* start Data excerpt *
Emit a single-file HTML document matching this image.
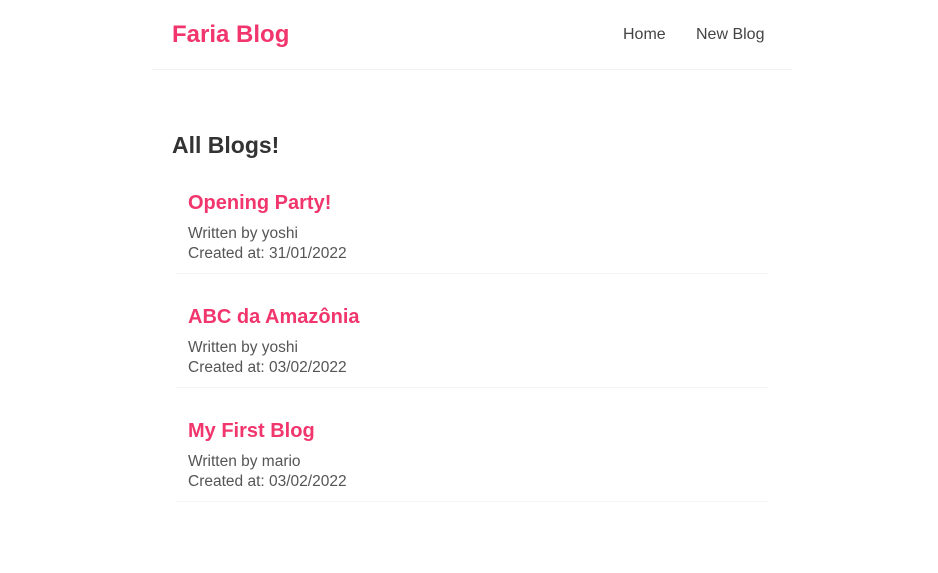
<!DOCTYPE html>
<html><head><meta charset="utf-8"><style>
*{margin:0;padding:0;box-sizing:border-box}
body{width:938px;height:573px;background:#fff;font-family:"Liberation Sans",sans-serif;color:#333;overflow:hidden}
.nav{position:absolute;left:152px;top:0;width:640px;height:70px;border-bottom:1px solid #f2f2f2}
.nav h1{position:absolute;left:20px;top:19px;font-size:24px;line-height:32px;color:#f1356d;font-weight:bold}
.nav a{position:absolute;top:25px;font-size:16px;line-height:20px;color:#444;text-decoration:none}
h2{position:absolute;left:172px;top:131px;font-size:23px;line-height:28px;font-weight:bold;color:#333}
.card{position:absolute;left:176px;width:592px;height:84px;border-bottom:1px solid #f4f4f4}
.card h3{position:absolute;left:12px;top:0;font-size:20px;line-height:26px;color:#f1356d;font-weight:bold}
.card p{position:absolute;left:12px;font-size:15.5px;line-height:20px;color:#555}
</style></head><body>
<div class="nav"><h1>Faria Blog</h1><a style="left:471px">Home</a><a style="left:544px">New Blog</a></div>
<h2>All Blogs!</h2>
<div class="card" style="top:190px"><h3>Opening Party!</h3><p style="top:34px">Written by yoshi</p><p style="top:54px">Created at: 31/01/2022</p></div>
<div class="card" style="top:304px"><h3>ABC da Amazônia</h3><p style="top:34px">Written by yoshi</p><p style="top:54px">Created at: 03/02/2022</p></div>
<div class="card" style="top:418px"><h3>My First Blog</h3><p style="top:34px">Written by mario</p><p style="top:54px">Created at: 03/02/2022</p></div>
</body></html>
* end Data excerpt *
- Task prompt
Output the lines above in full and exactly as given, omitting any pictures.

- Solution for this problem
Emit a single-file HTML document matching this image.
<!DOCTYPE html>
<html><head><meta charset="utf-8"><style>
*{margin:0;padding:0;box-sizing:border-box}
body{width:938px;height:573px;background:#fff;font-family:"Liberation Sans",sans-serif;color:#333;overflow:hidden}
.nav{position:absolute;left:152px;top:0;width:640px;height:70px;border-bottom:1px solid #f2f2f2}
.nav h1{position:absolute;left:20px;top:19px;font-size:24px;line-height:32px;color:#f1356d;font-weight:bold}
.nav a{position:absolute;top:25px;font-size:16px;line-height:20px;color:#444;text-decoration:none}
h2{position:absolute;left:172px;top:131px;font-size:23px;line-height:28px;font-weight:bold;color:#333}
.card{position:absolute;left:176px;width:592px;height:84px;border-bottom:1px solid #f4f4f4}
.card h3{position:absolute;left:12px;top:0;font-size:20px;line-height:26px;color:#f1356d;font-weight:bold}
.card p{position:absolute;left:12px;font-size:15.5px;line-height:20px;color:#555}
</style></head><body>
<div class="nav"><h1>Faria Blog</h1><a style="left:471px">Home</a><a style="left:544px">New Blog</a></div>
<h2>All Blogs!</h2>
<div class="card" style="top:190px"><h3>Opening Party!</h3><p style="top:34px">Written by yoshi</p><p style="top:54px">Created at: 31/01/2022</p></div>
<div class="card" style="top:304px"><h3>ABC da Amazônia</h3><p style="top:34px">Written by yoshi</p><p style="top:54px">Created at: 03/02/2022</p></div>
<div class="card" style="top:418px"><h3>My First Blog</h3><p style="top:34px">Written by mario</p><p style="top:54px">Created at: 03/02/2022</p></div>
</body></html>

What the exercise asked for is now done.